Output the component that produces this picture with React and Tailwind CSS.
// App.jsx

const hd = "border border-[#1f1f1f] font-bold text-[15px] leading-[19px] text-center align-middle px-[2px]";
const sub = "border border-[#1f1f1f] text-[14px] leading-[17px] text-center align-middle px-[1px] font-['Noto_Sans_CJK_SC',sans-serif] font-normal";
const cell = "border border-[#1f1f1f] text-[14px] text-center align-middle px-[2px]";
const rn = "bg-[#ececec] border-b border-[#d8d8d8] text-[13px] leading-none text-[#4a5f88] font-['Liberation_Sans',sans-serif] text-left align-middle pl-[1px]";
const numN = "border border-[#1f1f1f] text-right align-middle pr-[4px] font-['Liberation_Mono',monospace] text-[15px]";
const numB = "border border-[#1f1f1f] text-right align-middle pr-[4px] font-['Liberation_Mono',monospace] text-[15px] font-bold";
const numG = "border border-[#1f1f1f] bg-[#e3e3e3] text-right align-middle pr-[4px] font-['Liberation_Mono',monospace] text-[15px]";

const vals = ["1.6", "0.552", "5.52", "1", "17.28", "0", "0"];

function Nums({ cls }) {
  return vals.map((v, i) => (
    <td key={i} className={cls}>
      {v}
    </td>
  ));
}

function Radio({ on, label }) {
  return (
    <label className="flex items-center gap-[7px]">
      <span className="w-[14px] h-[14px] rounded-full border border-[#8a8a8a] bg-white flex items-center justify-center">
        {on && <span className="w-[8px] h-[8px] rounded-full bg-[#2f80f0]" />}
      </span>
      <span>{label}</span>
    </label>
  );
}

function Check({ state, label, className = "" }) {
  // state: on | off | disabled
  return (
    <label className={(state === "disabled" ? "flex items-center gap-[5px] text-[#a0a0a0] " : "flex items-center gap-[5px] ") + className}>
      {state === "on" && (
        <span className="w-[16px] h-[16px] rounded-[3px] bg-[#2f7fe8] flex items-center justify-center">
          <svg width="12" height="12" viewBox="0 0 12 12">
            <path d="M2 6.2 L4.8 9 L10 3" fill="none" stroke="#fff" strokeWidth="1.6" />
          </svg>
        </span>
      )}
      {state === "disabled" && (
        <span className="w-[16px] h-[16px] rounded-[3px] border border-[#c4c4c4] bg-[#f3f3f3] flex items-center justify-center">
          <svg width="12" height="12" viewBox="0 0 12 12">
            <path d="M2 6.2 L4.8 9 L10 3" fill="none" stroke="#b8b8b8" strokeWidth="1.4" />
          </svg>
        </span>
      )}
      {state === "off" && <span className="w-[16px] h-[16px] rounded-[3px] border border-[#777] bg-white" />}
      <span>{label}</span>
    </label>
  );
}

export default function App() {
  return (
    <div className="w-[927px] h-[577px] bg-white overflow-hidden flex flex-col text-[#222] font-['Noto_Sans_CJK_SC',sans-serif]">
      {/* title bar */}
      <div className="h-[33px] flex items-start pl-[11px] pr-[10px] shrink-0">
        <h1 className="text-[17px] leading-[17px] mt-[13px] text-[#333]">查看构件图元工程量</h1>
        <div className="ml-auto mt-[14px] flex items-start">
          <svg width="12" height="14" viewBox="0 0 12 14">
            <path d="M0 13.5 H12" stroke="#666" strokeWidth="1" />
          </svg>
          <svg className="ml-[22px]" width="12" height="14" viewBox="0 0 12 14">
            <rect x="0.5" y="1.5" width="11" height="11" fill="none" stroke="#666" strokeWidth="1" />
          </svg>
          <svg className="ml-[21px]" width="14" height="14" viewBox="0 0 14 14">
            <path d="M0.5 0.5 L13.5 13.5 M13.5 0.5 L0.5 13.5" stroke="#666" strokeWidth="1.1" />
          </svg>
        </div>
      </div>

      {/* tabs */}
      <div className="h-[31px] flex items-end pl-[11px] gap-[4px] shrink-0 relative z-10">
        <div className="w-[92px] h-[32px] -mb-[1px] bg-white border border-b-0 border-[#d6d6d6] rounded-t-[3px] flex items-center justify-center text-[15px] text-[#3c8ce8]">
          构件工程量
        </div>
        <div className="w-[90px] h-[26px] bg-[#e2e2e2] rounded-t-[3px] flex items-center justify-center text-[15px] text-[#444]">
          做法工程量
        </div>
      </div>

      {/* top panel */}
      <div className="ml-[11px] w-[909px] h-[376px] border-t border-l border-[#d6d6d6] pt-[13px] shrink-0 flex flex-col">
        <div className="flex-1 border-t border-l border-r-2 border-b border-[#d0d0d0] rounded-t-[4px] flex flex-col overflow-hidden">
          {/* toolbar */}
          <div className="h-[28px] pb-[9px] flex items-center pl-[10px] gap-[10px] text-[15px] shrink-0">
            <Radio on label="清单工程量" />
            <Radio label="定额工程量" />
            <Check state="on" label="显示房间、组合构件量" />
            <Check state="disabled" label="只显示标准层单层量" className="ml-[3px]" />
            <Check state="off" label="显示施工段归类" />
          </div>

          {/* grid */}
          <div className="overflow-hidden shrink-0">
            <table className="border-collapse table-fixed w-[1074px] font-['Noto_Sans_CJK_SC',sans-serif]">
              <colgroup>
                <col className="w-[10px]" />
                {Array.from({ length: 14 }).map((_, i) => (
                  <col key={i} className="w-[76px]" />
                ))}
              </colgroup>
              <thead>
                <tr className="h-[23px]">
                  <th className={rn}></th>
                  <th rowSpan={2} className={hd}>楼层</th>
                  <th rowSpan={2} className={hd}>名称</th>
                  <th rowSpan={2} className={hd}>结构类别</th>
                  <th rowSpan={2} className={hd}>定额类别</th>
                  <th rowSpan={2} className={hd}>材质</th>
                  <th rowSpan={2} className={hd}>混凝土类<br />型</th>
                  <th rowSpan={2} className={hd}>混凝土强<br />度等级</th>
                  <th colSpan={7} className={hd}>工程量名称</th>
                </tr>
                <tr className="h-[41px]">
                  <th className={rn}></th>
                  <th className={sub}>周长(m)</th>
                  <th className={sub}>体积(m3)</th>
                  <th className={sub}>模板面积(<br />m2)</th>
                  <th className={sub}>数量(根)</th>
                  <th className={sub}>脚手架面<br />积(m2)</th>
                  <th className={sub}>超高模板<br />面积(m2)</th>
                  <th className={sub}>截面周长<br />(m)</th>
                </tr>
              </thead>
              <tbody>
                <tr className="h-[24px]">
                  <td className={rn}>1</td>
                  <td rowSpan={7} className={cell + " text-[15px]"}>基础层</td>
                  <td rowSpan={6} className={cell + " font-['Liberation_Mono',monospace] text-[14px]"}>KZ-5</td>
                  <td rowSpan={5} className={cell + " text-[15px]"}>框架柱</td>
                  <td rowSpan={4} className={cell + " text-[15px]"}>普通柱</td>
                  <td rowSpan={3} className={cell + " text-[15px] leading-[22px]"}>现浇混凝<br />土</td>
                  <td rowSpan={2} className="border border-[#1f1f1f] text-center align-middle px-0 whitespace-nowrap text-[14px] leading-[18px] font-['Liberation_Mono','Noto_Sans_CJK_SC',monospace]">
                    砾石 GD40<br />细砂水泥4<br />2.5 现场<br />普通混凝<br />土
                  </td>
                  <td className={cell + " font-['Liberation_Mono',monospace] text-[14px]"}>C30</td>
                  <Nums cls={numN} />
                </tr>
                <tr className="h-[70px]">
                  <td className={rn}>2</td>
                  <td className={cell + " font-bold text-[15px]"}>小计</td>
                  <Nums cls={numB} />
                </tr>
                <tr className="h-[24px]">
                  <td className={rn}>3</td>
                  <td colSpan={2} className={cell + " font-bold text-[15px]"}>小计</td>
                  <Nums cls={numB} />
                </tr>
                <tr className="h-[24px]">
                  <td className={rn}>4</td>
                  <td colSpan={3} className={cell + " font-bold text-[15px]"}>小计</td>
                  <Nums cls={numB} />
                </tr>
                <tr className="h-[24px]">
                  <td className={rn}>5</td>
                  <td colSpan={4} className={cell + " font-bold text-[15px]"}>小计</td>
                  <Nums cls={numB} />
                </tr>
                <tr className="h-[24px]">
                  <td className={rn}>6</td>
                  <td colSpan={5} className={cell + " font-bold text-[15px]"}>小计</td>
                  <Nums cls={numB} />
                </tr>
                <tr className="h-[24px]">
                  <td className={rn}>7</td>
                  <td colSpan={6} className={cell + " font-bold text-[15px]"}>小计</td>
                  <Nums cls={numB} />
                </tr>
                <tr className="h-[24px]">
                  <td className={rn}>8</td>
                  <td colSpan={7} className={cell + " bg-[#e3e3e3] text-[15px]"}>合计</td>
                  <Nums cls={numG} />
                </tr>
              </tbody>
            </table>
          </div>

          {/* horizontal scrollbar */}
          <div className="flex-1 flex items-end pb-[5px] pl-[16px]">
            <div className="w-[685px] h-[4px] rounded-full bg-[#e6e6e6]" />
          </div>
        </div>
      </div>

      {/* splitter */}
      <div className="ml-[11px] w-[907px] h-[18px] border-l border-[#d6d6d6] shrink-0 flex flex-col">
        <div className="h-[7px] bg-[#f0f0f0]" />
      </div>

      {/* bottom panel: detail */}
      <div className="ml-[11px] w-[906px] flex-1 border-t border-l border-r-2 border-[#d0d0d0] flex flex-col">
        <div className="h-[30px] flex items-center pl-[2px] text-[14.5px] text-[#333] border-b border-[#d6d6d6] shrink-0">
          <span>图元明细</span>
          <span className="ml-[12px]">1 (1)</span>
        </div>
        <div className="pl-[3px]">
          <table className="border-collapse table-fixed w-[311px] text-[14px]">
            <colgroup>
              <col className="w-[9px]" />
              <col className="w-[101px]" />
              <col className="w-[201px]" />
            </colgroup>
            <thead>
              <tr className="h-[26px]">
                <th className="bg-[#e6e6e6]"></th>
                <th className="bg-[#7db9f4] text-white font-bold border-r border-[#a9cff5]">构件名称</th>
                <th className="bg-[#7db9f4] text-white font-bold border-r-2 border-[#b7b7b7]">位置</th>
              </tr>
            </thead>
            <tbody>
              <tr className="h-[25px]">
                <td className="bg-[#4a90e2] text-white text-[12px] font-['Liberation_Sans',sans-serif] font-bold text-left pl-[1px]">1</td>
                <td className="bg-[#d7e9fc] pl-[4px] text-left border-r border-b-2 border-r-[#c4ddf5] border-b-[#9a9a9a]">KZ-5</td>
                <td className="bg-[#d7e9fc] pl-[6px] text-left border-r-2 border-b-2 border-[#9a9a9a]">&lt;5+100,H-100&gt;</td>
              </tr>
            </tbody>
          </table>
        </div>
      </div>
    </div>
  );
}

□ □ □ □ □ □ □

### TASK
Extract the first line above and each line after it up to and including the one with "border-[#1f1f1f] bg-[#e3e3e3] text-right", please, exactly and with nothing else.

### SOLUTION TO THIS EXERCISE
Output the component that produces this picture with React and Tailwind CSS.
// App.jsx

const hd = "border border-[#1f1f1f] font-bold text-[15px] leading-[19px] text-center align-middle px-[2px]";
const sub = "border border-[#1f1f1f] text-[14px] leading-[17px] text-center align-middle px-[1px] font-['Noto_Sans_CJK_SC',sans-serif] font-normal";
const cell = "border border-[#1f1f1f] text-[14px] text-center align-middle px-[2px]";
const rn = "bg-[#ececec] border-b border-[#d8d8d8] text-[13px] leading-none text-[#4a5f88] font-['Liberation_Sans',sans-serif] text-left align-middle pl-[1px]";
const numN = "border border-[#1f1f1f] text-right align-middle pr-[4px] font-['Liberation_Mono',monospace] text-[15px]";
const numB = "border border-[#1f1f1f] text-right align-middle pr-[4px] font-['Liberation_Mono',monospace] text-[15px] font-bold";
const numG = "border border-[#1f1f1f] bg-[#e3e3e3] text-right align-middle pr-[4px] font-['Liberation_Mono',monospace] text-[15px]";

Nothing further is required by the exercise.